Entries shown →
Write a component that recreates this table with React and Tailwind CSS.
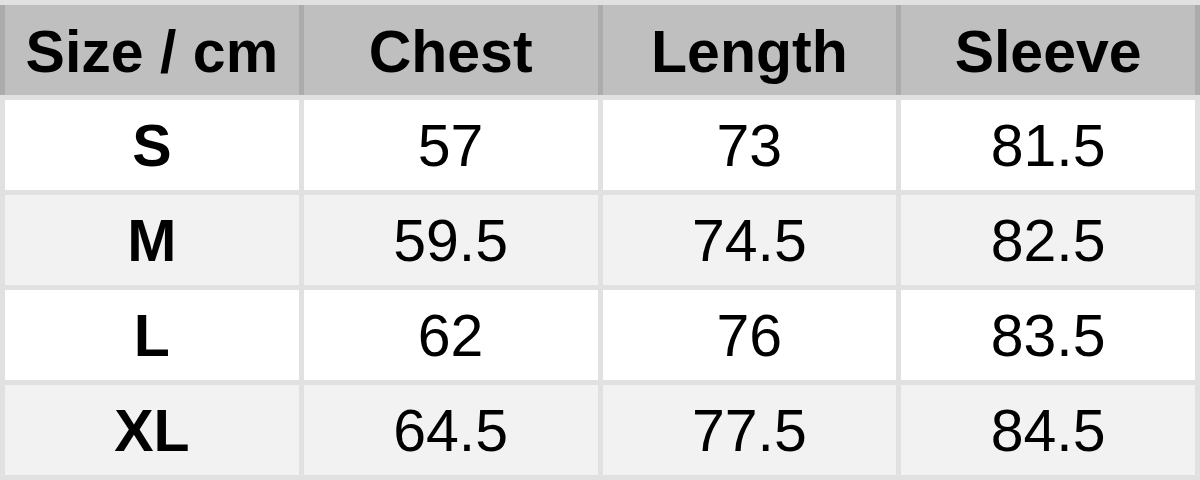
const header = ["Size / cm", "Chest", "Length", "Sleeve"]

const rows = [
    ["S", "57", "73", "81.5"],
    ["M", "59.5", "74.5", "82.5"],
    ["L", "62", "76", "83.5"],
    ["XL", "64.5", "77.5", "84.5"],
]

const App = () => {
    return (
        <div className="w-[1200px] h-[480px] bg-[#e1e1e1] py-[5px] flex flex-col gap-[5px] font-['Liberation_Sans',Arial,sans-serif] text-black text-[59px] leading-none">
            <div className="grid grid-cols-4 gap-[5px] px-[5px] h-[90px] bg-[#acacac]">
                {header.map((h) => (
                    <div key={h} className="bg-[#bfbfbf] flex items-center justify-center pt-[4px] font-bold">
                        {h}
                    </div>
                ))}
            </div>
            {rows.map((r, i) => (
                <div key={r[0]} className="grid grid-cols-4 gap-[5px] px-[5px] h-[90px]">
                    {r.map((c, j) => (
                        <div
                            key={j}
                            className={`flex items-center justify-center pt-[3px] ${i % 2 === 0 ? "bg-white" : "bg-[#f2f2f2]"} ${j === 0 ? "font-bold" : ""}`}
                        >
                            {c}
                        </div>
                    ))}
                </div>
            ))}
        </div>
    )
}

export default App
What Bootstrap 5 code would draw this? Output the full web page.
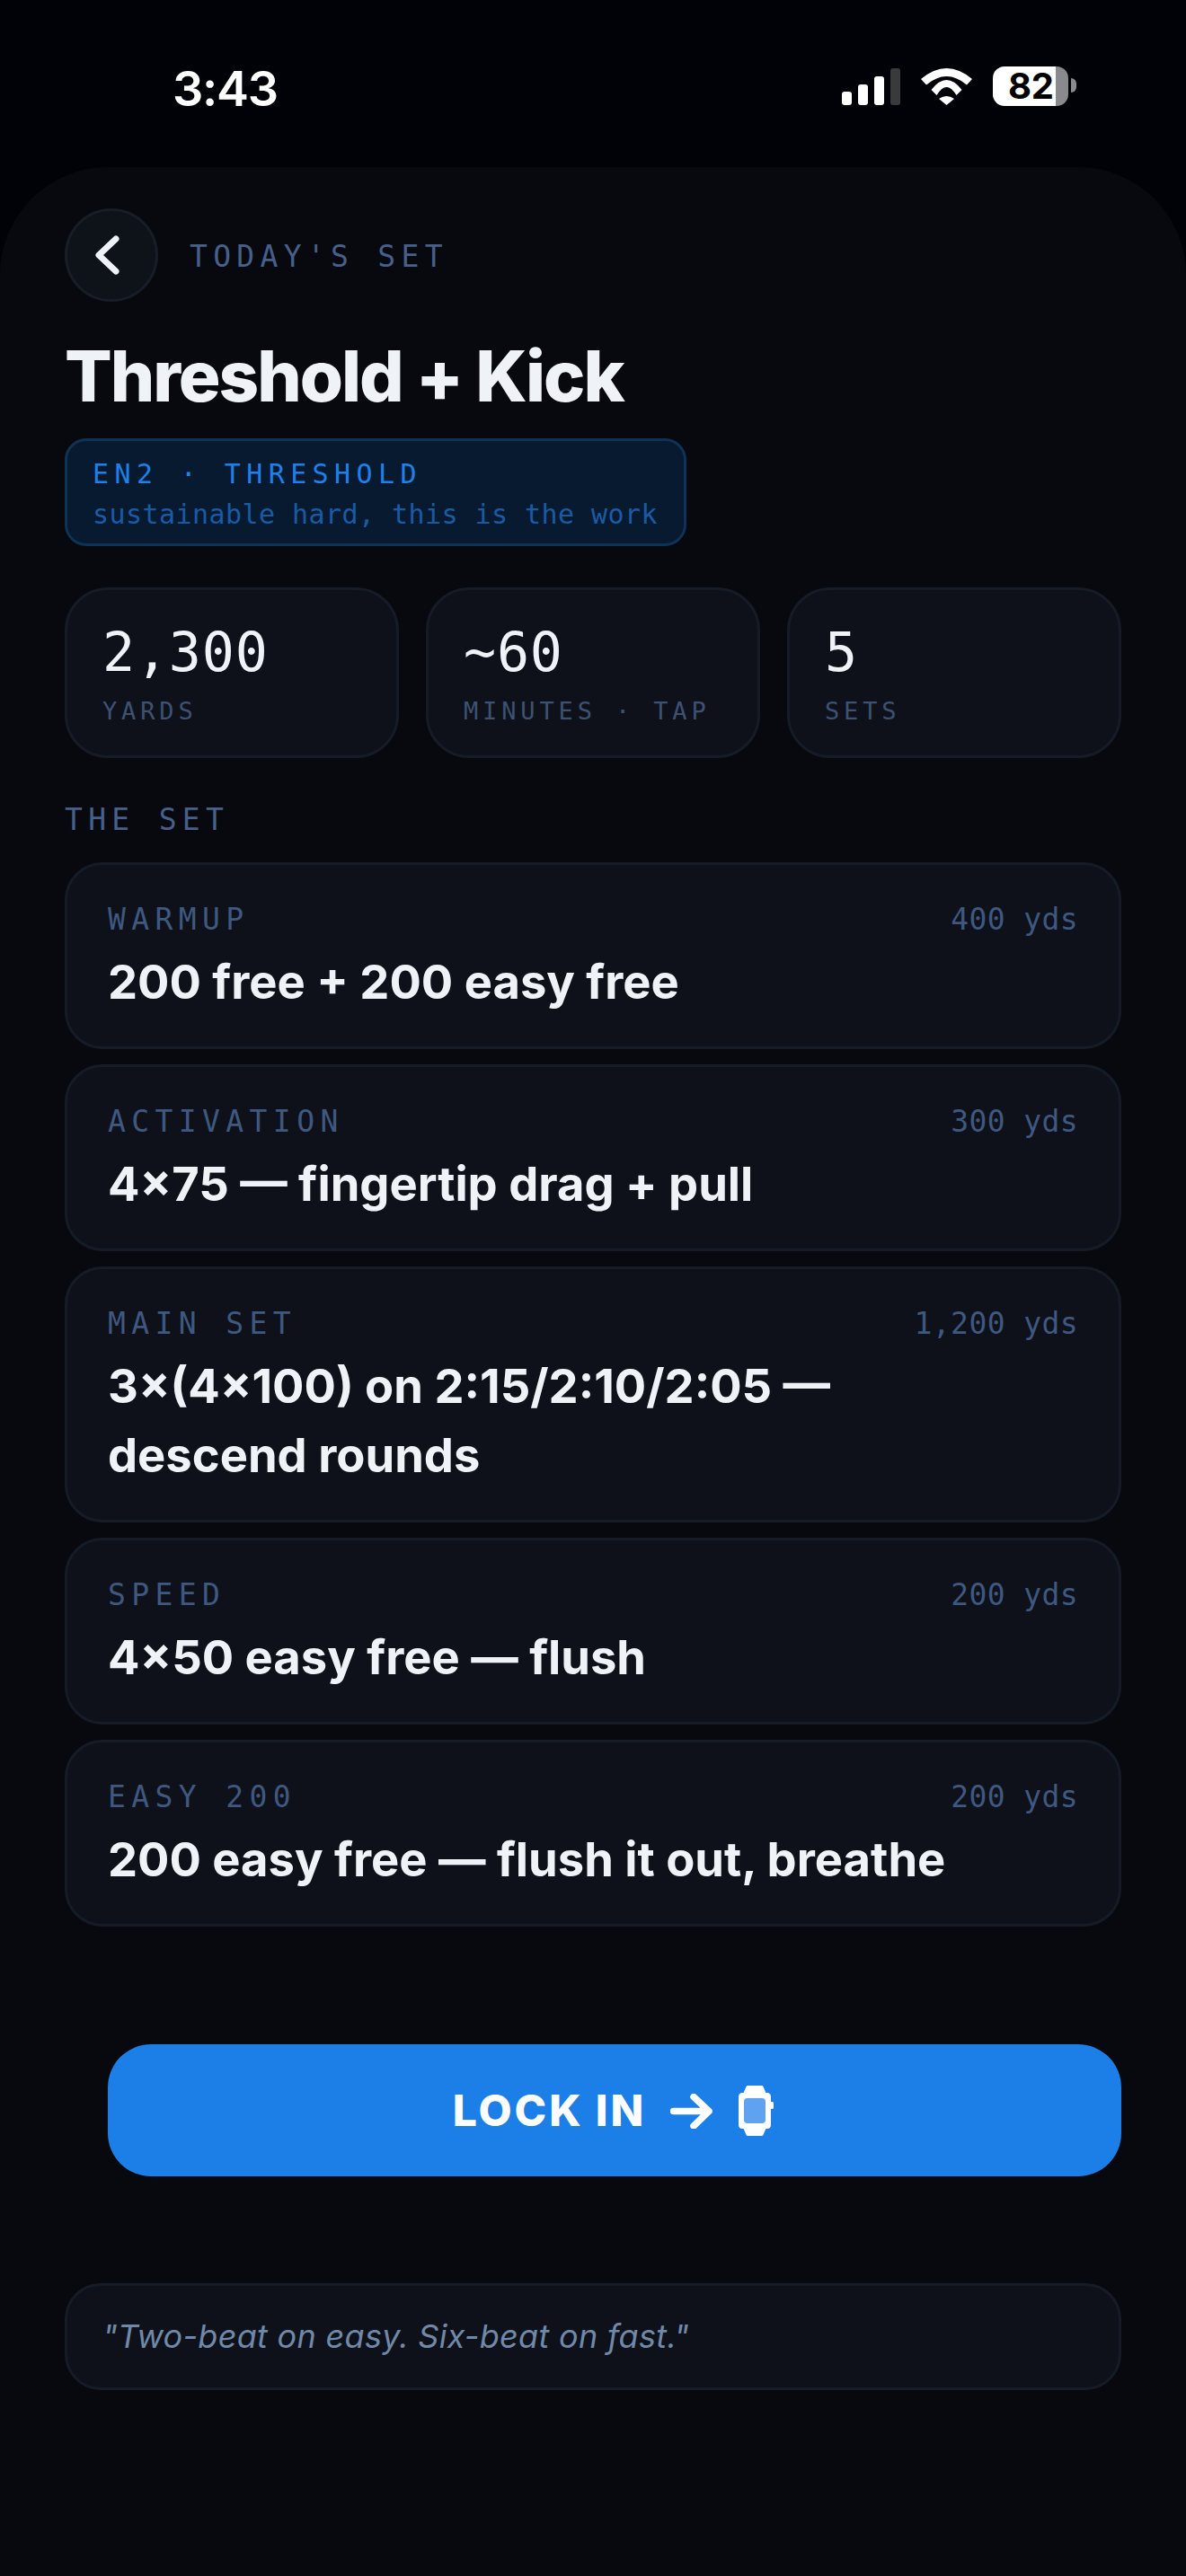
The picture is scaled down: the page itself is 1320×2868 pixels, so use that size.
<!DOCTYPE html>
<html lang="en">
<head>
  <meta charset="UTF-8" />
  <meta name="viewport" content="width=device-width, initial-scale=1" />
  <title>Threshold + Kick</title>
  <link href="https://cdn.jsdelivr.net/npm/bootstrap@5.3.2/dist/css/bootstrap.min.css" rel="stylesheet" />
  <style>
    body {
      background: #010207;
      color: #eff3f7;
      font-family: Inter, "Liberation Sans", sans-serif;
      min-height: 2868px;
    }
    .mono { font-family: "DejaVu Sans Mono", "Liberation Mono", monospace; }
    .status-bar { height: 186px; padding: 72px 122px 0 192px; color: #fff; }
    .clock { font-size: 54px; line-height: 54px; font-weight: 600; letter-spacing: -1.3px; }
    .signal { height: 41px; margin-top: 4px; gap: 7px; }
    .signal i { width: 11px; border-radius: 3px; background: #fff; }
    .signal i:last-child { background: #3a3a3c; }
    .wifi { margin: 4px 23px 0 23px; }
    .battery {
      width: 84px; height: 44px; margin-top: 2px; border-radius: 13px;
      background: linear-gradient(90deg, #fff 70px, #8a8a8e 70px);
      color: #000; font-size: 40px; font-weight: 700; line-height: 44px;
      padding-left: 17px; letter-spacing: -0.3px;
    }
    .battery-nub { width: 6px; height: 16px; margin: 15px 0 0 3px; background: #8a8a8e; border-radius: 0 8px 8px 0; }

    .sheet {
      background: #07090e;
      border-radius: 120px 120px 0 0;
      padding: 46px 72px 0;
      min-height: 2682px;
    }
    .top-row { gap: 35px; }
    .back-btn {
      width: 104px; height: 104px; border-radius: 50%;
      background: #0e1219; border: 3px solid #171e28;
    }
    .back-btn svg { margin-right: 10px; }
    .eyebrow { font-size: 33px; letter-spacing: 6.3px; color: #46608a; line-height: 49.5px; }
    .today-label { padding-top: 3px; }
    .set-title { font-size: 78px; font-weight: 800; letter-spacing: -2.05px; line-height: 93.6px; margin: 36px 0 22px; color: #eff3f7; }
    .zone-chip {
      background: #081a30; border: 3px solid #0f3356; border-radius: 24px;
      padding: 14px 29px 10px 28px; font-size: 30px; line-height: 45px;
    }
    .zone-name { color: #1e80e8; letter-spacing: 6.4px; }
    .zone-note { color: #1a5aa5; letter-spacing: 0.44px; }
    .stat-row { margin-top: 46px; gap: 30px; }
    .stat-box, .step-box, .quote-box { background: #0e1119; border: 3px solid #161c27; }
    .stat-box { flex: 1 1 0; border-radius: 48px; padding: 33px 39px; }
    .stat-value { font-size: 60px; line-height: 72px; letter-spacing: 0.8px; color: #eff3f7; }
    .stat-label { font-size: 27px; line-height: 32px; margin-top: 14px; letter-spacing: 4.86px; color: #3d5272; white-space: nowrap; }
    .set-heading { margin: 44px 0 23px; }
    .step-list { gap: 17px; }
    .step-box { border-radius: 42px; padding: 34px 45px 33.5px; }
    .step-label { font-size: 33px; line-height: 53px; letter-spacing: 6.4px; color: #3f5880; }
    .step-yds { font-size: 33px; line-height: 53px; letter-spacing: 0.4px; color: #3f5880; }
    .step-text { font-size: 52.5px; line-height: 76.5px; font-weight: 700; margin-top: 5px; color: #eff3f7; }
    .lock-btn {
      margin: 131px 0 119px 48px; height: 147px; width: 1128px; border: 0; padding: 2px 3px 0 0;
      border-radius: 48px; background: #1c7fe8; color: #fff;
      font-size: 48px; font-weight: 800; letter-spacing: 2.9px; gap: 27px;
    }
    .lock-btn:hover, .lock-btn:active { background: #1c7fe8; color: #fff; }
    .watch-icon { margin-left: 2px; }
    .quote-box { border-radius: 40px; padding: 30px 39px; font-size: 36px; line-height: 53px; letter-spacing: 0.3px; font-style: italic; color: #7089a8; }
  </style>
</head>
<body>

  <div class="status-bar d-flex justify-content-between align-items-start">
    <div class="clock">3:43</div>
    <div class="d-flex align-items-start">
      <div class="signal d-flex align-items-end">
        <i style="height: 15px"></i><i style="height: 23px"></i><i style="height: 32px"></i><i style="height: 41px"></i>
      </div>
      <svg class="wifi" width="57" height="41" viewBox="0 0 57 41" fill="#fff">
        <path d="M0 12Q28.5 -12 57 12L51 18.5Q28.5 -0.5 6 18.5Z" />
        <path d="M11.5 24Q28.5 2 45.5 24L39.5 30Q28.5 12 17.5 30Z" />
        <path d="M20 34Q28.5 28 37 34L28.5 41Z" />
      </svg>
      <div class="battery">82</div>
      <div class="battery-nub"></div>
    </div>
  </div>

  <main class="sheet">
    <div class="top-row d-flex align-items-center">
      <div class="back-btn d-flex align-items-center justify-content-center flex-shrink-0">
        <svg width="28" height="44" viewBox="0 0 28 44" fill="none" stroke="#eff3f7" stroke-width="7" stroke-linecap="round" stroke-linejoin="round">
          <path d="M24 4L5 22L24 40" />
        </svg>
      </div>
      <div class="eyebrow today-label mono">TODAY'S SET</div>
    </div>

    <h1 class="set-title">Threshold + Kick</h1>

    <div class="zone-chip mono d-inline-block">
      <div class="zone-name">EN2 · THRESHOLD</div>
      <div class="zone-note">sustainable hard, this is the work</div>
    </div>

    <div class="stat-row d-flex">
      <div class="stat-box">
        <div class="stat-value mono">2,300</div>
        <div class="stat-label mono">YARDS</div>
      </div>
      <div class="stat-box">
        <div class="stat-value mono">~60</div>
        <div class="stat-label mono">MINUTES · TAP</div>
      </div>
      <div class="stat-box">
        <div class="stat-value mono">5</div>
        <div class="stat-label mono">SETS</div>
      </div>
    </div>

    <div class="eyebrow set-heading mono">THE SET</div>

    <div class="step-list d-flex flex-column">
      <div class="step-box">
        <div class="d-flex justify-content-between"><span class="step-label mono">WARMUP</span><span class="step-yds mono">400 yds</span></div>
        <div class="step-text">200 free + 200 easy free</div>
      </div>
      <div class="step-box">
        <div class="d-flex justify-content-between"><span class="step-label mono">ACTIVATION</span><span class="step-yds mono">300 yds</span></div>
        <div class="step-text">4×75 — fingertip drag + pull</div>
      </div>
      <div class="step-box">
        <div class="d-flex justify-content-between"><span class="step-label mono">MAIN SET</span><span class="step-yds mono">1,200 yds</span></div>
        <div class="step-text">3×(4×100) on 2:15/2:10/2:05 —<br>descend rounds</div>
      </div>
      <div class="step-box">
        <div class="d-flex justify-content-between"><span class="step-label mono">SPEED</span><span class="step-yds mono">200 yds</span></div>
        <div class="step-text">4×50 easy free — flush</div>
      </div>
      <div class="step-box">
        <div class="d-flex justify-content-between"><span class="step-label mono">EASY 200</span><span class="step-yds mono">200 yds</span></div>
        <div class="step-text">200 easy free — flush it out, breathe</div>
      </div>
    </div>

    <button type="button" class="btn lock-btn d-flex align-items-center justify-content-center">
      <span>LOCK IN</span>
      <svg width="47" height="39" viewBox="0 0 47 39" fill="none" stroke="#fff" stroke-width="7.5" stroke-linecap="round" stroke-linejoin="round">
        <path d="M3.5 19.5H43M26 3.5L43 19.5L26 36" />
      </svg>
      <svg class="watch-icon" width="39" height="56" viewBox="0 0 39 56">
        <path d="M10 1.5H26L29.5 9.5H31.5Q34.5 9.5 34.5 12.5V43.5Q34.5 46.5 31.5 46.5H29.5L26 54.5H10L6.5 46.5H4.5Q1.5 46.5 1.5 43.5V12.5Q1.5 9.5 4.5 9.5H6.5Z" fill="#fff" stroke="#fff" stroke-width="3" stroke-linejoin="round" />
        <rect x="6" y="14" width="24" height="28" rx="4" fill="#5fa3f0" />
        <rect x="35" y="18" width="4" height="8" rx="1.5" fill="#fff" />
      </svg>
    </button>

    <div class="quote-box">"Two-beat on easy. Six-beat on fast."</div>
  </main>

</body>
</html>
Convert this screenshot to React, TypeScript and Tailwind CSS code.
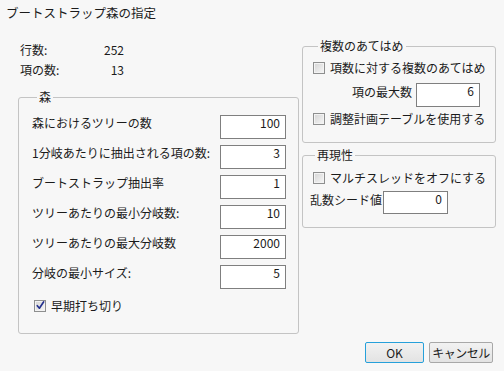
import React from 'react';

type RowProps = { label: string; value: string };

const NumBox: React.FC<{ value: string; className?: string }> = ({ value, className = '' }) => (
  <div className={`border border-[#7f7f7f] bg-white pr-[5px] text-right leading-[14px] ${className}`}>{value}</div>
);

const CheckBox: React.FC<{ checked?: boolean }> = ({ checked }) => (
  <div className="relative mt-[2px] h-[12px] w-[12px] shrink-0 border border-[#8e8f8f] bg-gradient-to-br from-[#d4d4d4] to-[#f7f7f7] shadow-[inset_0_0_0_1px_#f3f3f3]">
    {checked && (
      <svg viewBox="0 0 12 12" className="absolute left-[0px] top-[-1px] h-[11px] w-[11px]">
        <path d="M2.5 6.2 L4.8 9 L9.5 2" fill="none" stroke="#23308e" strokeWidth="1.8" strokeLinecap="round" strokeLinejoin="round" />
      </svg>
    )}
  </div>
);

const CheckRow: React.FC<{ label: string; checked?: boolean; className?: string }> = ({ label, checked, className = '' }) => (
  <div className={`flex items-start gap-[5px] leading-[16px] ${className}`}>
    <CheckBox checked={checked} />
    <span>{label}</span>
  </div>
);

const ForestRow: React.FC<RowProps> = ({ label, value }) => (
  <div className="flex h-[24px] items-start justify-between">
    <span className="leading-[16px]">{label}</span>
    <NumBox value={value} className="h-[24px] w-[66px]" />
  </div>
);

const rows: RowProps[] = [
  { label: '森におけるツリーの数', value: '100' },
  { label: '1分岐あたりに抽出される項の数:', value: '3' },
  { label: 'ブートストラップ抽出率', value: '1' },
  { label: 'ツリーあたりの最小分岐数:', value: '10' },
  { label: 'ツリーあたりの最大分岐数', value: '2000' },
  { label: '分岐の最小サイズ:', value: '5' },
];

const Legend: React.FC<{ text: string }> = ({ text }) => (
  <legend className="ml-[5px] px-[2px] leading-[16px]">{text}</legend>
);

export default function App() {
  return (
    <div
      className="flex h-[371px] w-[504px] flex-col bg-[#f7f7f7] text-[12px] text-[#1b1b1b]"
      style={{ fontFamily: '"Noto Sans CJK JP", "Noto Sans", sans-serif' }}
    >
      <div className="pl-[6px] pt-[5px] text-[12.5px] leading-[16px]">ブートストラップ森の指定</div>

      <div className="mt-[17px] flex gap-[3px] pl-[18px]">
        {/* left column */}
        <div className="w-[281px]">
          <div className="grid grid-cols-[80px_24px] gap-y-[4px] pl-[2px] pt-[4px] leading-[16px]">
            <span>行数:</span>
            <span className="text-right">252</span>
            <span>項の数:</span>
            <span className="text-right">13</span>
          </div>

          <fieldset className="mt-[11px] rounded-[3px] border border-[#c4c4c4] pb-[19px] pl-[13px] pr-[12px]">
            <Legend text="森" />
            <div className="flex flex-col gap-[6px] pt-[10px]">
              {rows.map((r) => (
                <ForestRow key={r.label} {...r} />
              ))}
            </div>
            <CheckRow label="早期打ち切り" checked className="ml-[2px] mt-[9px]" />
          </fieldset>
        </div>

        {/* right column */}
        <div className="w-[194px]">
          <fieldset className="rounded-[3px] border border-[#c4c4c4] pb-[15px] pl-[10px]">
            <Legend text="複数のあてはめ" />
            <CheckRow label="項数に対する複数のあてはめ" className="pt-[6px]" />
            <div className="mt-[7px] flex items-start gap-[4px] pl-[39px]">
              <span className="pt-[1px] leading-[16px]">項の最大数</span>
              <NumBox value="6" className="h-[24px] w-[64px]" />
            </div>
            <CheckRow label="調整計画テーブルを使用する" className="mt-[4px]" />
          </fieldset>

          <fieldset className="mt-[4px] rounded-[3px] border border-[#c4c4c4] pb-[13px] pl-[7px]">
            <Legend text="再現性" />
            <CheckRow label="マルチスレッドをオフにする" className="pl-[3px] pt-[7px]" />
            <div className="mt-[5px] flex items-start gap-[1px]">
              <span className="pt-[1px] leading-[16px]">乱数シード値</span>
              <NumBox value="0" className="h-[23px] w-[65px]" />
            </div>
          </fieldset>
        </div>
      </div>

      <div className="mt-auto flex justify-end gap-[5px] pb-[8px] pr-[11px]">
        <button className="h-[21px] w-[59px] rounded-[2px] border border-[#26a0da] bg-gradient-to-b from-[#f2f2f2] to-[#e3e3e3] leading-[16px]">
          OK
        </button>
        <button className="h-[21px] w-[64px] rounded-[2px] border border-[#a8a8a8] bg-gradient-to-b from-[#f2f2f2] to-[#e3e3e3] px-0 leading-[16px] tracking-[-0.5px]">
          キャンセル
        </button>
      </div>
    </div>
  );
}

Your task →
Look for the word "this" and return every line where it occurs.

Written response →
Write a component that recreates this table with React and Tailwind CSS.
What Bootstrap 5 code would draw this? Output the full web page.
      <div class="zone-note">sustainable hard, this is the work</div>
Convert this screenshot to React, TypeScript and Tailwind CSS code.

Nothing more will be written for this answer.